We crossed a bridge and I could see a huge glass building towering over everything around it. The glass was dark tinted, and against the night sky it looked like a fat, glittering black thumb pointing up.
"Do you know what that is?" Uncle Farrell asked. "That's where I work, Alfred, Samson Towers. Thirty-three stories high and three city blocks wide. Take a good look at it, Alfred."
"Uncle Farrell, I've seen big buildings before."
He didn't say anything. There was an angry expression on his thin face. Uncle Farrell was forty and as small and scrawny as I was big and meaty, though he had a large head like me. When he put on his security guard uniform, he reminded me of Barney Fife from that old Andy Griffith Show, or rather of a Pez dispenser of Barney Fife, because of the oversized head and skinny body. It made me feel guilty thinking of him as a goofy screwup like Barney Fife, but I couldn't help it. He even had those wet, flappy lips like Barney.

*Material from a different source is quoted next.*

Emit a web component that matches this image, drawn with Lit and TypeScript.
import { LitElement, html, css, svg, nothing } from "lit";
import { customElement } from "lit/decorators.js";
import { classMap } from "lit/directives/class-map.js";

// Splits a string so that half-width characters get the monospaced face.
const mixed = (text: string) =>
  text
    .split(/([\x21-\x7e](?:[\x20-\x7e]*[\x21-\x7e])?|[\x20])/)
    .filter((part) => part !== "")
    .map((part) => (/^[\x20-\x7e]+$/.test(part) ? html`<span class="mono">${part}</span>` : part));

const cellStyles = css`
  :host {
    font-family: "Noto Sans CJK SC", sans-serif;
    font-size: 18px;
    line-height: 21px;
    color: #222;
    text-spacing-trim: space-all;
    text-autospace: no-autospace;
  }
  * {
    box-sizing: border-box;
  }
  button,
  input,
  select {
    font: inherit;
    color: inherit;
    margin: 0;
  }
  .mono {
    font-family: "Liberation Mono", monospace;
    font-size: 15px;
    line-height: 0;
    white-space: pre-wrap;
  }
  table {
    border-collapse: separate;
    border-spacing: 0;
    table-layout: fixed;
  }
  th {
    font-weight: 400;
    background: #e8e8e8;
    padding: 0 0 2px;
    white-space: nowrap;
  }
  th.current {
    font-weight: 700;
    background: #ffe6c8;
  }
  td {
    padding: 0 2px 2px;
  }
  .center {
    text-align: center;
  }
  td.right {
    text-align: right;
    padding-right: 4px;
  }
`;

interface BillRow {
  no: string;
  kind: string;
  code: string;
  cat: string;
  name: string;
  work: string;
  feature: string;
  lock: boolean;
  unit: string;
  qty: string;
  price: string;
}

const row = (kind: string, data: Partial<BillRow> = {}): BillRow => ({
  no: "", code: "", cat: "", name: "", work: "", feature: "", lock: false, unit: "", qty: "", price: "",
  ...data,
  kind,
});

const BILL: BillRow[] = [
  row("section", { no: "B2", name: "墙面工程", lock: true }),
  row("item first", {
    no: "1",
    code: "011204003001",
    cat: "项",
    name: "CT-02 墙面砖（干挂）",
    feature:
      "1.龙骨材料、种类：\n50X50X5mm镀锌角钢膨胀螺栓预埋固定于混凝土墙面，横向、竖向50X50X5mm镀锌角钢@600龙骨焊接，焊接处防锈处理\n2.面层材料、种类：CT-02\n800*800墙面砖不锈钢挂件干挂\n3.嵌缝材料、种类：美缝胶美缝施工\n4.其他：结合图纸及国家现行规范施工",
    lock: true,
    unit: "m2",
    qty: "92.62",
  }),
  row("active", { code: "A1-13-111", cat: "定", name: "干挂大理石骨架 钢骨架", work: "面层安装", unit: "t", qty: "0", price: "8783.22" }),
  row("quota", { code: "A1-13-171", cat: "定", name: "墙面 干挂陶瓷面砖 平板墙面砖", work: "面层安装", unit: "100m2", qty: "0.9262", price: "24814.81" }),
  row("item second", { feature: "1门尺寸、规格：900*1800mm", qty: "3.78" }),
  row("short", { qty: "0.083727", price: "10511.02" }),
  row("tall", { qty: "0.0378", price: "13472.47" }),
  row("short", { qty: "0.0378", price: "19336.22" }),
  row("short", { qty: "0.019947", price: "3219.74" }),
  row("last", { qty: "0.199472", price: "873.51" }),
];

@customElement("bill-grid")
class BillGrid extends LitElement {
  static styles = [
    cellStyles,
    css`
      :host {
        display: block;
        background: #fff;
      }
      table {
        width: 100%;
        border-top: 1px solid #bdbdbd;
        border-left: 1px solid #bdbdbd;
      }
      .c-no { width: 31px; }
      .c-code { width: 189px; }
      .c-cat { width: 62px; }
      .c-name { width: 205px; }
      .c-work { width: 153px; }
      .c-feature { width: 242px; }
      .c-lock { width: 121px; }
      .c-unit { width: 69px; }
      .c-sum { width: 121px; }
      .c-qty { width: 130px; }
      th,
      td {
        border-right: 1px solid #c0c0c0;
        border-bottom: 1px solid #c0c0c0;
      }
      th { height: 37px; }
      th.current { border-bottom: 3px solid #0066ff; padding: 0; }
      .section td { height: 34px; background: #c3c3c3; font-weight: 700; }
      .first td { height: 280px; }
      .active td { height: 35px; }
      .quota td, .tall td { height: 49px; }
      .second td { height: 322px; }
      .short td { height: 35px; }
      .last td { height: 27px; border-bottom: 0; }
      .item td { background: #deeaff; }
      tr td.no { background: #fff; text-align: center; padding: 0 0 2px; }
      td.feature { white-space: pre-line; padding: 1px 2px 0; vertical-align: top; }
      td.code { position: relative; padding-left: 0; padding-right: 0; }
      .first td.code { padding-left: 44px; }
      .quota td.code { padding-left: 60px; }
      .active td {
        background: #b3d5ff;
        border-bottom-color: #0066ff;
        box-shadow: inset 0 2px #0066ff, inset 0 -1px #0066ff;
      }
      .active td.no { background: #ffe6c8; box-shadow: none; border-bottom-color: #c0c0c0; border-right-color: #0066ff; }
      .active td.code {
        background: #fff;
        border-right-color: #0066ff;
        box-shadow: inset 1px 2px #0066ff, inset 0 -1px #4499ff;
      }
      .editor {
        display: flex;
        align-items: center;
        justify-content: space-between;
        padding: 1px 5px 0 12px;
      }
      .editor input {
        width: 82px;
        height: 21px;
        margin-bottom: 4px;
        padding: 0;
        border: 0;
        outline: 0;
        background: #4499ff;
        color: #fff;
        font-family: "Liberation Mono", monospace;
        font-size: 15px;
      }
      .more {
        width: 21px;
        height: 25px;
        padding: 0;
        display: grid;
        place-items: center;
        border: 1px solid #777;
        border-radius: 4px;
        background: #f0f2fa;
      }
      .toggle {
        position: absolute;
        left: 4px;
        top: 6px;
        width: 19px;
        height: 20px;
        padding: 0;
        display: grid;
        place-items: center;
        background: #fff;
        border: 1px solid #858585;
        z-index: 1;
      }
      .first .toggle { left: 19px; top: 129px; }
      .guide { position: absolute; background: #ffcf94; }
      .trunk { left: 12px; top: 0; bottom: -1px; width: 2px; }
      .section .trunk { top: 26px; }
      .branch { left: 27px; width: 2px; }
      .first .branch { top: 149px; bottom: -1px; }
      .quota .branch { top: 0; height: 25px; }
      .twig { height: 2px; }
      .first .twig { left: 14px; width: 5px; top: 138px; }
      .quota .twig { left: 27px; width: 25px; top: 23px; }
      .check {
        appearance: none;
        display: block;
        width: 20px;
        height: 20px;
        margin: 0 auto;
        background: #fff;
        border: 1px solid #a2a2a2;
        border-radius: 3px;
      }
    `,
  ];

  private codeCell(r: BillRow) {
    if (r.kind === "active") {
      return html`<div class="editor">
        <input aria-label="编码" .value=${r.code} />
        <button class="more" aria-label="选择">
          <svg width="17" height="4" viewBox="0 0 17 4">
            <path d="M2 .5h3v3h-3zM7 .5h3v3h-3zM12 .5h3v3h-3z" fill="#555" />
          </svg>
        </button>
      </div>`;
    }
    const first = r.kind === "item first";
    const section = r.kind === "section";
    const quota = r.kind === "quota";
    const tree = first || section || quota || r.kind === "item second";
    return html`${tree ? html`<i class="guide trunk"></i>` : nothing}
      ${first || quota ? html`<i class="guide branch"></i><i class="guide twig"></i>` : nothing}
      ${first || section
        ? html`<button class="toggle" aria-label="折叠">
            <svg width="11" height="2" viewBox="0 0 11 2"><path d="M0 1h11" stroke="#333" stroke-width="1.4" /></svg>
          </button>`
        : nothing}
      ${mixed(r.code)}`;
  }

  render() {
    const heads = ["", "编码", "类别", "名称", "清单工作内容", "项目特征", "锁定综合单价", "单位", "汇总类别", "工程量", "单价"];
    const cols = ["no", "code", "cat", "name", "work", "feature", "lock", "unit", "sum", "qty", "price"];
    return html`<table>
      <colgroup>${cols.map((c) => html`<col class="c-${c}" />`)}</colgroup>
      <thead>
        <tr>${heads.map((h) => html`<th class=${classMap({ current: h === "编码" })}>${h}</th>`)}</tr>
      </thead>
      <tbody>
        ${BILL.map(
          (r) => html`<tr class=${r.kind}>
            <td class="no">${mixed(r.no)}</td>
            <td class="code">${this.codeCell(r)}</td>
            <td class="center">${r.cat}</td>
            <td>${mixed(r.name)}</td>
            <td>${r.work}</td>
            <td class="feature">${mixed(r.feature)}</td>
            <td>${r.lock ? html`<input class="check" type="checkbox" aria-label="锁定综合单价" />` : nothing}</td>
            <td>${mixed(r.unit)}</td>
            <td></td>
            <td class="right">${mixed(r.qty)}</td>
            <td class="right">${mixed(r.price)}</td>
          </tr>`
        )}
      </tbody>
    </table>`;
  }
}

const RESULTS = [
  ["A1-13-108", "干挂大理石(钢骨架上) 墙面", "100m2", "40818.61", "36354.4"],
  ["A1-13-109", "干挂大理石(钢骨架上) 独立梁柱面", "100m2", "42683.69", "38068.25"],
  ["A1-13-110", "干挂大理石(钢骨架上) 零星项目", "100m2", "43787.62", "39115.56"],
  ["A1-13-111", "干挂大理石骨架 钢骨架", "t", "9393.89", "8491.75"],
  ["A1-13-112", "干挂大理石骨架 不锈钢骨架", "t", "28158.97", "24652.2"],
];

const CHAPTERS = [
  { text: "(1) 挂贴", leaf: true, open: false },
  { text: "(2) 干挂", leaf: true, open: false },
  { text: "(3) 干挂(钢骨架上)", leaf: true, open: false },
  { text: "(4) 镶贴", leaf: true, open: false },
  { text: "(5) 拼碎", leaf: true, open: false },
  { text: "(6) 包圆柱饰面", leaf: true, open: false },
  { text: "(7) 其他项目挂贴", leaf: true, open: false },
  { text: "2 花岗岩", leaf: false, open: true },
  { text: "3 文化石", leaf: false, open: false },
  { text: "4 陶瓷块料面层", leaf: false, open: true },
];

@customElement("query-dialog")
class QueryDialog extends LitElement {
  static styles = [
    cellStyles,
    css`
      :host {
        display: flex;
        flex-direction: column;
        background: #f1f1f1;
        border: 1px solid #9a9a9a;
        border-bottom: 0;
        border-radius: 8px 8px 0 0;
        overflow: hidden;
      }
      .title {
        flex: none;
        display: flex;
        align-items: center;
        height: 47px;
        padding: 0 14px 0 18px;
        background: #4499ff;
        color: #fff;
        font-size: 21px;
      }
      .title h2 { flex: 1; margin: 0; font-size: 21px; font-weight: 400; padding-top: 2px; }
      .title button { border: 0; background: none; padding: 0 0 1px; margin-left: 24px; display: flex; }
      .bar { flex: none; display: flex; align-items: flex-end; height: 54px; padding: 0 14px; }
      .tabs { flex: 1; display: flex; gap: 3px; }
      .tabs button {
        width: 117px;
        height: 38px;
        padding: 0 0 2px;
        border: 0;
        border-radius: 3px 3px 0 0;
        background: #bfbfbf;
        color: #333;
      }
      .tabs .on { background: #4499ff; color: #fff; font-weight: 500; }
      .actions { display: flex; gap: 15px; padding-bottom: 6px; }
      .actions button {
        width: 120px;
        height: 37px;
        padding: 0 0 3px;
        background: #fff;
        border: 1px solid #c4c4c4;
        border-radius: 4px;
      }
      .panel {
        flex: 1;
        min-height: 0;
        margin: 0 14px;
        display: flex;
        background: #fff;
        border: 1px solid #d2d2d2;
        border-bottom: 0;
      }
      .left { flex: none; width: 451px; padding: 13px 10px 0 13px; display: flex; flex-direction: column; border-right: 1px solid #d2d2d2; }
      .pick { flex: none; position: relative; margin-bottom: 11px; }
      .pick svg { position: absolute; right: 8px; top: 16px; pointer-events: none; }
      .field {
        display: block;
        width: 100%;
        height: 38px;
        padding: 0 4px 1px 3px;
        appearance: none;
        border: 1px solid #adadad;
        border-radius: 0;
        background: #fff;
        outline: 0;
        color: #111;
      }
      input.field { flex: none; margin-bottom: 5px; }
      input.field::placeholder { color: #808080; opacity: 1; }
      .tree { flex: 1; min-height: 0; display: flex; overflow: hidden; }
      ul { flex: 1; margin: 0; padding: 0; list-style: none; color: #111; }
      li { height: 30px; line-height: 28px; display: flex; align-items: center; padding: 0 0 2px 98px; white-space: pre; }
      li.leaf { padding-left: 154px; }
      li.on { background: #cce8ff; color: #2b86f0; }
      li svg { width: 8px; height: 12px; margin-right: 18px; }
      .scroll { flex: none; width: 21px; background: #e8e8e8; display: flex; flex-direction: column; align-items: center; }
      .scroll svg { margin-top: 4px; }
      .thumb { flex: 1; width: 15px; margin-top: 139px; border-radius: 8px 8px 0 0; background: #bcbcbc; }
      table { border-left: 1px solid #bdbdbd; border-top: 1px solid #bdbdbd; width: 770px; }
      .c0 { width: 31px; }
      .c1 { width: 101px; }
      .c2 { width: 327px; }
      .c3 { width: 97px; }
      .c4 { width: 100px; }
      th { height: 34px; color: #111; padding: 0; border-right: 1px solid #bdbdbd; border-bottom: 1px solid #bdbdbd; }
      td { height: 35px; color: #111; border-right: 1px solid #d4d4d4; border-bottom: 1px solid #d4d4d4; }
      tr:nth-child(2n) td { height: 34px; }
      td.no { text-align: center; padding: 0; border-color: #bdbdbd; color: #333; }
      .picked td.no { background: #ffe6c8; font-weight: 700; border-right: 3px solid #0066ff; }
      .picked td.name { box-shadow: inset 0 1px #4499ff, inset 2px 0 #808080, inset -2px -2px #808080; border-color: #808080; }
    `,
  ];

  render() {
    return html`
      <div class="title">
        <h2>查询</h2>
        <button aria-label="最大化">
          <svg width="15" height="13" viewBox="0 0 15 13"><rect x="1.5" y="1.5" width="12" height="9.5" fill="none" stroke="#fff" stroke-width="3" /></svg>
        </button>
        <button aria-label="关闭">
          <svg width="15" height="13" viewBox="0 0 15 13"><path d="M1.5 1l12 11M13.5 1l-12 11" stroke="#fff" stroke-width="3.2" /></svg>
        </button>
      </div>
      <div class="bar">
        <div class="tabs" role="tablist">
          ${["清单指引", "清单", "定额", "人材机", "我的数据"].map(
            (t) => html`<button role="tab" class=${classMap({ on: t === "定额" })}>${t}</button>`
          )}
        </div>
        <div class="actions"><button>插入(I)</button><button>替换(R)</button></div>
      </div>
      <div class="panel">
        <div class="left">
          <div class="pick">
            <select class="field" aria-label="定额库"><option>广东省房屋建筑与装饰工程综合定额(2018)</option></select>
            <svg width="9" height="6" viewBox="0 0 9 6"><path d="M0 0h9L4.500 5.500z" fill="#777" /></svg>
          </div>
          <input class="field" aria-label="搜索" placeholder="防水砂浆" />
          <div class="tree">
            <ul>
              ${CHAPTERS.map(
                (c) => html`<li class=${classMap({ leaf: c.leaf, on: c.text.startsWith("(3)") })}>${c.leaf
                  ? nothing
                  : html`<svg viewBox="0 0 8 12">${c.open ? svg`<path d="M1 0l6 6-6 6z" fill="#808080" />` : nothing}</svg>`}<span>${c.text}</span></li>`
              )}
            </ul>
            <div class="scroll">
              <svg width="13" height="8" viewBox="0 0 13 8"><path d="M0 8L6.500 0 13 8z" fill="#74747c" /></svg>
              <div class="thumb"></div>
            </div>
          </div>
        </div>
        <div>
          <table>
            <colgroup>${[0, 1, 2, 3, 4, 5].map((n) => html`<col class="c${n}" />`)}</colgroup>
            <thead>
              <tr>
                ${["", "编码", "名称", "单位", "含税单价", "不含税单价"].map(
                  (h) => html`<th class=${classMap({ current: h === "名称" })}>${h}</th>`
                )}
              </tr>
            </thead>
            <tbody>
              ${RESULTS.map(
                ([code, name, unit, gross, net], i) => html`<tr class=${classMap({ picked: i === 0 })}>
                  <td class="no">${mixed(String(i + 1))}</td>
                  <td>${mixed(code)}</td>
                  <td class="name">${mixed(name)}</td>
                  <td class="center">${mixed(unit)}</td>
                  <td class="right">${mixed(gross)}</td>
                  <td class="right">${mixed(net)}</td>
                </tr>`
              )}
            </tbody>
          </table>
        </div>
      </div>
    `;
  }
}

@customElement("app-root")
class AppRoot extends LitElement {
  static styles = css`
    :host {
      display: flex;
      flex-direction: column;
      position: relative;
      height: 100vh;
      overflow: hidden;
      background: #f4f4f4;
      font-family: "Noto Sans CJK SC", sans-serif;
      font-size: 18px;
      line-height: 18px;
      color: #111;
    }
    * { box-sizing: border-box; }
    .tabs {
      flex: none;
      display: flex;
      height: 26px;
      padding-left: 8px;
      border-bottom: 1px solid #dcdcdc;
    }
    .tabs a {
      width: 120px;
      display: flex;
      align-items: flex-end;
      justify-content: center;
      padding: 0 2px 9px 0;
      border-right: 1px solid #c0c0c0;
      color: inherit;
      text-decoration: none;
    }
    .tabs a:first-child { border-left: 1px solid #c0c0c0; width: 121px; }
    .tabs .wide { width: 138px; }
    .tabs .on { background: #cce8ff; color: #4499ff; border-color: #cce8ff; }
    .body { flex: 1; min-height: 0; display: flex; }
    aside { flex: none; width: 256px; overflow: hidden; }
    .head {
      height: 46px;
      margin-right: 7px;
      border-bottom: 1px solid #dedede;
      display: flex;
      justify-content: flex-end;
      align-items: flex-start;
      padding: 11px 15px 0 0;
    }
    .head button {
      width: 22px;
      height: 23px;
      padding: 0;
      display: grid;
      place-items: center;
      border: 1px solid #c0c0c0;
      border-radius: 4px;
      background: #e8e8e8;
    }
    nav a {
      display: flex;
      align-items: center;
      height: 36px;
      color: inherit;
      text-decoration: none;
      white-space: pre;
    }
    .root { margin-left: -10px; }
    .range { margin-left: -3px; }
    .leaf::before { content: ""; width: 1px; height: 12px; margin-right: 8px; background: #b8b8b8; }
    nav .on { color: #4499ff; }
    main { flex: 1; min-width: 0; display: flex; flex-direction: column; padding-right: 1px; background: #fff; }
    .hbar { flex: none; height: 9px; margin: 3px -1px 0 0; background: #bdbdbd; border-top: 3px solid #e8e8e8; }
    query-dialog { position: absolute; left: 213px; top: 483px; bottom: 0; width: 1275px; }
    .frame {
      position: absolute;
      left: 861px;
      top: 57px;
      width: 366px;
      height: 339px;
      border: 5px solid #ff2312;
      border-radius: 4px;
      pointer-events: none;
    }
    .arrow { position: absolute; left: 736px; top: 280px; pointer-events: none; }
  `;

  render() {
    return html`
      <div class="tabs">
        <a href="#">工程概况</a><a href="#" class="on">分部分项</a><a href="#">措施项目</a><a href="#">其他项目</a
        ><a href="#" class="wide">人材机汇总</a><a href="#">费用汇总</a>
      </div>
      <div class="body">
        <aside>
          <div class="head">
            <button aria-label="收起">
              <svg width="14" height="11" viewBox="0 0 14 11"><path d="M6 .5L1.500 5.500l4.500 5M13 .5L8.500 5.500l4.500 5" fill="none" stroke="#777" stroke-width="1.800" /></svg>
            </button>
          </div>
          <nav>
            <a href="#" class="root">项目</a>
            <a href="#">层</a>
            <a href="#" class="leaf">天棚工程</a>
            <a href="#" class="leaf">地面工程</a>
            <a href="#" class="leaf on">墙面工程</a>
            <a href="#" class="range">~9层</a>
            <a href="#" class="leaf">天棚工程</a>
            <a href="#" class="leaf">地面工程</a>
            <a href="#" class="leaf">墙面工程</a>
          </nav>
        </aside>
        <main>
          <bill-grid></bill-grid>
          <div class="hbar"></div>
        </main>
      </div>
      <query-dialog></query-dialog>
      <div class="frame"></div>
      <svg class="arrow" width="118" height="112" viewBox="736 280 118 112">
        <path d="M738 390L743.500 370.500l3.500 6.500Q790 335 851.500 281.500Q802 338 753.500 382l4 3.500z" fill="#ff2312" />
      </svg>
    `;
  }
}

He pulled into the entrance of the underground parking lot and slid a plastic card into a machine. The gate opened and he drove slowly into the nearly empty lot.
"Who owns Samson Towers, Alfred?" he asked.
"A guy named Samson?" I guessed.
"A guy named Bernard Samson," he said. "You don't know anything about him, but let me tell you. Bernard Samson is a self-made millionaire many times over, Alfred. Came to Knoxville at the age of sixteen with nothing in his pockets and now he's one of the richest men in America. You want to know how he got there?"
"He invented the iPod?"
"He worked hard, Alfred. Hard work and something you are sorely lacking in: fortitude, guts, vision, passion. Because let me tell you something, the world doesn't belong to the smartest or the most talented. There are plenty of smart, talented losers in this world. You wanna know who the world belongs to, Alfred?"